General NewsI recently spent some time at Threat Dynamics and didn't come down from the adrenaline high for about four hours. It's handgun training that you usually can't get in the civilian world. As they like to say there, the targets shoot back! It's fully interactive, so it's about as real as 2D can get.

But while it was good tactical training, it forced much deeper self-examination after it was all done. In short, there were times when I bordered on brilliant. Cool, controlled, definitely in the zone. Then there were other times when I completely screwed up. I've had this kind of dual experience many times before (EMT stuff comes to mind) and so as I drove home with a cat-that-swallowed-the-canary smile on my face from the adrenaline rush, I fought to sort it out.

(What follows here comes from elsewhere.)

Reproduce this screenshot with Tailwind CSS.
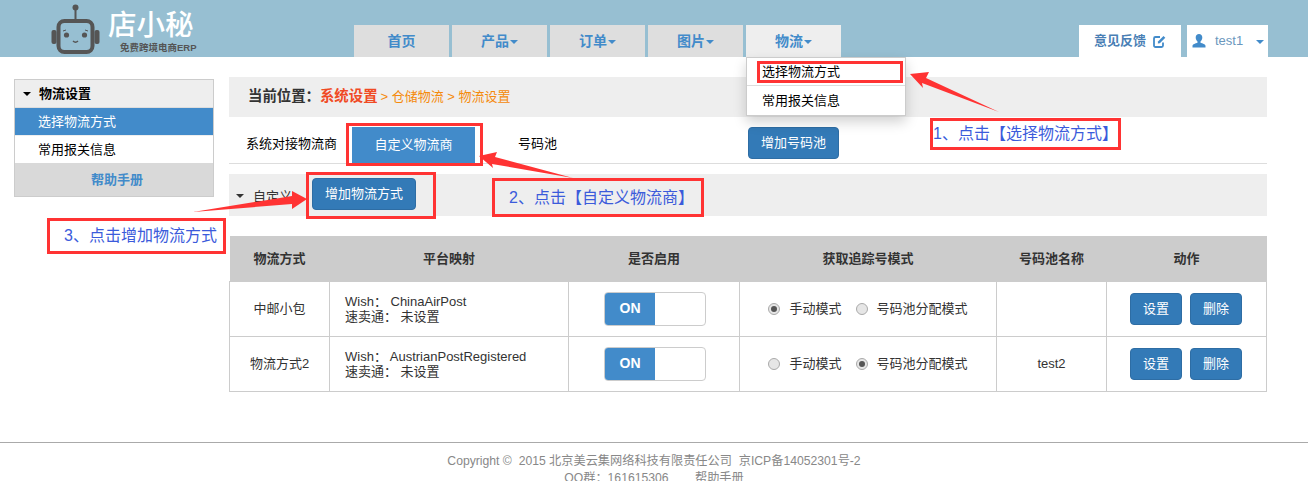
<!doctype html>
<html>
  <head>
    <meta charset="utf-8" />
    <script src="https://cdn.jsdelivr.net/npm/@tailwindcss/browser@4"></script>
  </head>
  <body class="bg-white text-[13px] text-[#333] [font-family:'Liberation_Sans','Noto_Sans_CJK_SC',sans-serif]">
    <div class="relative w-[1308px] h-[481px] overflow-hidden">
      <!-- top bar -->
      <header class="h-[57px] bg-[#97bfd2] flex items-end">
        <div class="relative w-[354px] h-[57px] shrink-0">
          <div class="flex items-start pl-[51px] pt-[4px]">
            <svg width="50" height="50" viewBox="0 0 50 50" class="shrink-0">
              <circle cx="24.5" cy="3.5" r="3" fill="#555" />
              <rect x="23.5" y="4" width="2" height="13" fill="#555" />
              <rect x="7.5" y="17" width="34" height="31" rx="6" fill="none" stroke="#555" stroke-width="4" />
              <rect x="0.5" y="26" width="5" height="14" rx="2" fill="#555" />
              <rect x="43.5" y="26" width="5" height="14" rx="2" fill="#555" />
              <circle cx="15.5" cy="31" r="2.6" fill="#555" />
              <circle cx="33.5" cy="31" r="2.6" fill="#555" />
              <path d="M12 27l3-1M37 27l-3-1" stroke="#555" stroke-width="1" fill="none" />
              <path d="M22 37q2.500 2.500 5 0" stroke="#555" stroke-width="1.400" fill="none" />
            </svg>
            <div class="ml-[7px] w-[90px]">
              <div class="mt-[4px] text-[28.500px] leading-[34px] font-medium text-white whitespace-nowrap">店小秘</div>
              <div class="ml-[12px] text-[9.500px] leading-[12px] font-bold text-[#555] whitespace-nowrap">免费跨境电商ERP</div>
            </div>
          </div>
        </div>
        <nav class="flex gap-[3px] text-[14px] font-bold text-[#428bca]">
          <a class="w-[95px] h-[32px] bg-[#dedede] flex items-center justify-center">首页</a>
          <a class="w-[95px] h-[32px] bg-[#dedede] flex items-center justify-center gap-[1px]">产品<span class="mt-[1px] border-x-[4px] border-x-transparent border-t-[4px] border-t-[#428bca]"></span></a>
          <a class="w-[95px] h-[32px] bg-[#dedede] flex items-center justify-center gap-[1px]">订单<span class="mt-[1px] border-x-[4px] border-x-transparent border-t-[4px] border-t-[#428bca]"></span></a>
          <a class="w-[95px] h-[32px] bg-[#dedede] flex items-center justify-center gap-[1px]">图片<span class="mt-[1px] border-x-[4px] border-x-transparent border-t-[4px] border-t-[#428bca]"></span></a>
          <a class="w-[95px] h-[32px] bg-[#eeeeee] flex items-center justify-center gap-[1px]">物流<span class="mt-[1px] border-x-[4px] border-x-transparent border-t-[4px] border-t-[#428bca]"></span></a>
        </nav>
        <div class="ml-[238px] flex gap-[6px] text-[#428bca]">
          <a class="w-[102px] h-[32px] bg-white flex items-center justify-center gap-[7px] font-bold text-[#4a7fb5]">
            意见反馈
            <svg width="13" height="13" viewBox="0 0 13 13">
              <path d="M10 7.500V10.500a1.500 1.500 0 0 1-1.500 1.500h-6A1.500 1.500 0 0 1 1 10.500v-7A1.500 1.500 0 0 1 2.500 2H7" fill="none" stroke="#428bca" stroke-width="1.800" />
              <path d="M5 6.500L10.500 1l1.800 1.800L6.800 8.300 4.800 8.600z" fill="#428bca" />
            </svg>
          </a>
          <a class="w-[81px] h-[32px] bg-white flex items-center pl-[5px]">
            <svg width="14" height="14" viewBox="0 0 14 14">
              <path d="M7 0c2 0 3.300 1.400 3.300 3.500 0 1.700-.8 3.300-1.800 4v1.200c1.800.6 5 1.400 5 3.100V13.500H.5v-1.700c0-1.700 3.200-2.500 5-3.100V7.500c-1-.7-1.800-2.300-1.800-4C3.700 1.400 5 0 7 0z" fill="#428bca" />
            </svg>
            <span class="ml-[9px] text-[13px] text-[#6b97bd]">test1</span>
            <span class="ml-[13px] mt-[1px] border-x-[4px] border-x-transparent border-t-[4px] border-t-[#428bca]"></span>
          </a>
        </div>
      </header>

      <div class="flex items-start">
        <!-- side menu -->
        <aside class="ml-[14px] mt-[22px] w-[200px] border border-[#ccc] text-black">
          <div class="h-[28px] bg-[#eeeeee] border-b border-[#ddd] flex items-center pl-[8px] font-bold">
            <span class="border-x-[4px] border-x-transparent border-t-[4px] border-t-black"></span>
            <span class="ml-[8px]">物流设置</span>
          </div>
          <div class="h-[27px] bg-[#428bca] text-white flex items-center pl-[23px]">选择物流方式</div>
          <div class="h-[1px] bg-[#eee]"></div>
          <div class="h-[27px] bg-white flex items-center pl-[23px]">常用报关信息</div>
          <div class="h-[33px] bg-[#d9d9d9] flex items-center justify-center pl-[6px] font-bold text-[#428bca]">帮助手册</div>
        </aside>

        <main class="ml-[15px] mt-[20px] w-[1038px]">
          <div class="h-[40px] bg-[#eeeeee] flex items-center pl-[19px] text-[14.400px] font-bold">
            <span class="text-[#333]">当前位置：</span>
            <span class="text-[#f04a24]">系统设置</span>
            <span class="ml-[3px] font-normal text-[13px] text-[#f58a0b]">&gt; 仓储物流 &gt; 物流设置</span>
          </div>

          <div class="h-[47px] border-b border-[#ddd] flex items-start text-black">
            <span class="ml-[17px] mt-[19px] leading-[15px] w-[106px]">系统对接物流商</span>
            <a class="mt-[10px] w-[123px] h-[36px] bg-[#428bca] text-white flex items-center justify-center">自定义物流商</a>
            <span class="ml-[43px] mt-[19px] leading-[15px] w-[230px]">号码池</span>
            <a class="mt-[10px] w-[91px] h-[32px] bg-[#337ab7] border border-[#2e6da4] rounded-[4px] text-white flex items-center justify-center">增加号码池</a>
          </div>

          <div class="mt-[10px] h-[42px] bg-[#eeeeee] flex items-center pl-[7px]">
            <span class="mt-[1px] border-x-[4px] border-x-transparent border-t-[4px] border-t-[#333]"></span>
            <span class="ml-[9px] w-[59px] mt-[3px]">自定义</span>
            <a class="mb-[3px] w-[104px] h-[32px] bg-[#337ab7] border border-[#2e6da4] rounded-[4px] text-white flex items-center justify-center">增加物流方式</a>
          </div>

          <table class="mt-[20px] w-[1037px] table-fixed border-collapse text-center">
            <colgroup>
              <col class="w-[100px]" />
              <col class="w-[239px]" />
              <col class="w-[171px]" />
              <col class="w-[257px]" />
              <col class="w-[110px]" />
              <col class="w-[160px]" />
            </colgroup>
            <thead>
              <tr class="h-[45px] bg-[#cccccc] font-bold">
                <th>物流方式</th>
                <th>平台映射</th>
                <th>是否启用</th>
                <th>获取追踪号模式</th>
                <th>号码池名称</th>
                <th>动作</th>
              </tr>
            </thead>
            <tbody>
              <tr class="h-[55px]">
                <td class="border border-[#ccc]">中邮小包</td>
                <td class="border border-[#ccc] text-left pl-[15px] leading-[15px]">Wish： ChinaAirPost<br />速卖通： 未设置</td>
                <td class="border border-[#ccc]">
                  <div class="ml-[35px] w-[102px] h-[34px] border border-[#ccc] rounded-[4px] overflow-hidden">
                    <div class="w-[50px] h-full bg-[#428bca] text-white text-[14px] font-bold flex items-center justify-center">ON</div>
                  </div>
                </td>
                <td class="border border-[#ccc]">
                  <div class="flex items-center justify-center">
                    <span class="w-[12px] h-[12px] rounded-full border border-[#aaa] bg-[#e6e6e6] flex items-center justify-center"><span class="w-[6px] h-[6px] rounded-full bg-[#555]"></span></span>
                    <span class="ml-[9px]">手动模式</span>
                    <span class="ml-[14px] w-[12px] h-[12px] rounded-full border border-[#aaa] bg-[#e6e6e6]"></span>
                    <span class="ml-[9px]">号码池分配模式</span>
                  </div>
                </td>
                <td class="border border-[#ccc]"></td>
                <td class="border border-[#ccc]">
                  <div class="flex justify-center gap-[8px] pr-[1px]">
                    <a class="w-[52px] h-[32px] bg-[#337ab7] border border-[#2e6da4] rounded-[4px] text-white flex items-center justify-center">设置</a>
                    <a class="w-[52px] h-[32px] bg-[#337ab7] border border-[#2e6da4] rounded-[4px] text-white flex items-center justify-center">删除</a>
                  </div>
                </td>
              </tr>
              <tr class="h-[55px]">
                <td class="border border-[#ccc]">物流方式2</td>
                <td class="border border-[#ccc] text-left pl-[15px] leading-[15px]">Wish： AustrianPostRegistered<br />速卖通： 未设置</td>
                <td class="border border-[#ccc]">
                  <div class="ml-[35px] w-[102px] h-[34px] border border-[#ccc] rounded-[4px] overflow-hidden">
                    <div class="w-[50px] h-full bg-[#428bca] text-white text-[14px] font-bold flex items-center justify-center">ON</div>
                  </div>
                </td>
                <td class="border border-[#ccc]">
                  <div class="flex items-center justify-center">
                    <span class="w-[12px] h-[12px] rounded-full border border-[#aaa] bg-[#e6e6e6]"></span>
                    <span class="ml-[9px]">手动模式</span>
                    <span class="ml-[14px] w-[12px] h-[12px] rounded-full border border-[#aaa] bg-[#e6e6e6] flex items-center justify-center"><span class="w-[6px] h-[6px] rounded-full bg-[#555]"></span></span>
                    <span class="ml-[9px]">号码池分配模式</span>
                  </div>
                </td>
                <td class="border border-[#ccc]">test2</td>
                <td class="border border-[#ccc]">
                  <div class="flex justify-center gap-[8px] pr-[1px]">
                    <a class="w-[52px] h-[32px] bg-[#337ab7] border border-[#2e6da4] rounded-[4px] text-white flex items-center justify-center">设置</a>
                    <a class="w-[52px] h-[32px] bg-[#337ab7] border border-[#2e6da4] rounded-[4px] text-white flex items-center justify-center">删除</a>
                  </div>
                </td>
              </tr>
            </tbody>
          </table>
        </main>
      </div>

      <footer class="mt-[50px] border-t border-[#aaa] pt-[10px] text-center text-[12.200px] leading-[17px] text-[#888]">
        <div>Copyright ©&nbsp; 2015 北京美云集网络科技有限责任公司&nbsp; 京ICP备14052301号-2</div>
        <div>QQ群：161615306 <span class="ml-[23px]">帮助手册</span></div>
      </footer>

      <!-- open dropdown -->
      <div class="absolute left-[746px] top-[57px] w-[160px] h-[59px] bg-white border border-[#ccc] shadow-[0_6px_12px_rgba(0,0,0,0.18)] text-black">
        <div class="h-[28px] border-b border-[#ddd] flex items-center pl-[15px]">选择物流方式</div>
        <div class="h-[29px] flex items-center pl-[15px]">常用报关信息</div>
      </div>

      <!-- tutorial annotations -->
      <div class="absolute left-[757px] top-[61px] w-[146px] h-[22px] border-[3px] border-[#ff3333]"></div>
      <div class="absolute left-[346px] top-[123px] w-[137px] h-[43px] border-[3px] border-[#ff3333]"></div>
      <div class="absolute left-[306px] top-[172px] w-[130px] h-[47px] border-[3px] border-[#ff3333]"></div>
      <div class="absolute left-[930px] top-[118px] w-[191px] h-[32px] border-[3px] border-[#ff3333] flex items-center pl-[0px] text-[16px] text-[#3b5bdb] whitespace-nowrap">1、点击【选择物流方式】</div>
      <div class="absolute left-[492px] top-[178px] w-[212px] h-[39px] border-[3px] border-[#ff3333] flex items-center pl-[14px] text-[16px] text-[#3b5bdb] whitespace-nowrap">2、点击【自定义物流商】</div>
      <div class="absolute left-[47px] top-[218px] w-[179px] h-[36px] border-[3px] border-[#ff3333] flex items-center pl-[14px] text-[16px] text-[#3b5bdb] whitespace-nowrap">3、点击增加物流方式</div>
      <svg class="absolute left-0 top-0 pointer-events-none" width="1308" height="481">
        <polygon points="910,74 929,72 926,78 999,112 922,83 923,88" fill="#ff3333" />
        <polygon points="479,156 497,152 495,157 573,178 492,164 493,168" fill="#ff3333" />
        <polygon points="307,199 292,191 292,196 193,212 292,204 292,209" fill="#ff3333" />
      </svg>
    </div>
  </body>
</html>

I arrived at the absolute necessity of getting other people out of my head. I realized I was tripping up over a desire to prove myself to the instructor. In other areas, it's family, friends or colleagues. The names change but the patterns don't. I'd learned the lesson fairly quickly as a mom: focus on what the child needs, not what other moms are going to say. A mom's instincts are usually a whole lot better than the opinions of outsiders. My challenge now is to altogether stop thinking about what other people think of what I'm doing.

Unfortunately I've invested a lot of time getting into other people's heads. It's hard to boot myself out.

But I'm getting in my own way when I tune in for people's opinions. I want to know how to be mentally alone with the challenge. My suspicion is that it's a matter of discipline, of shutting the door in the face of those thoughts when they appear. If I can do that, my future may get interesting indeed.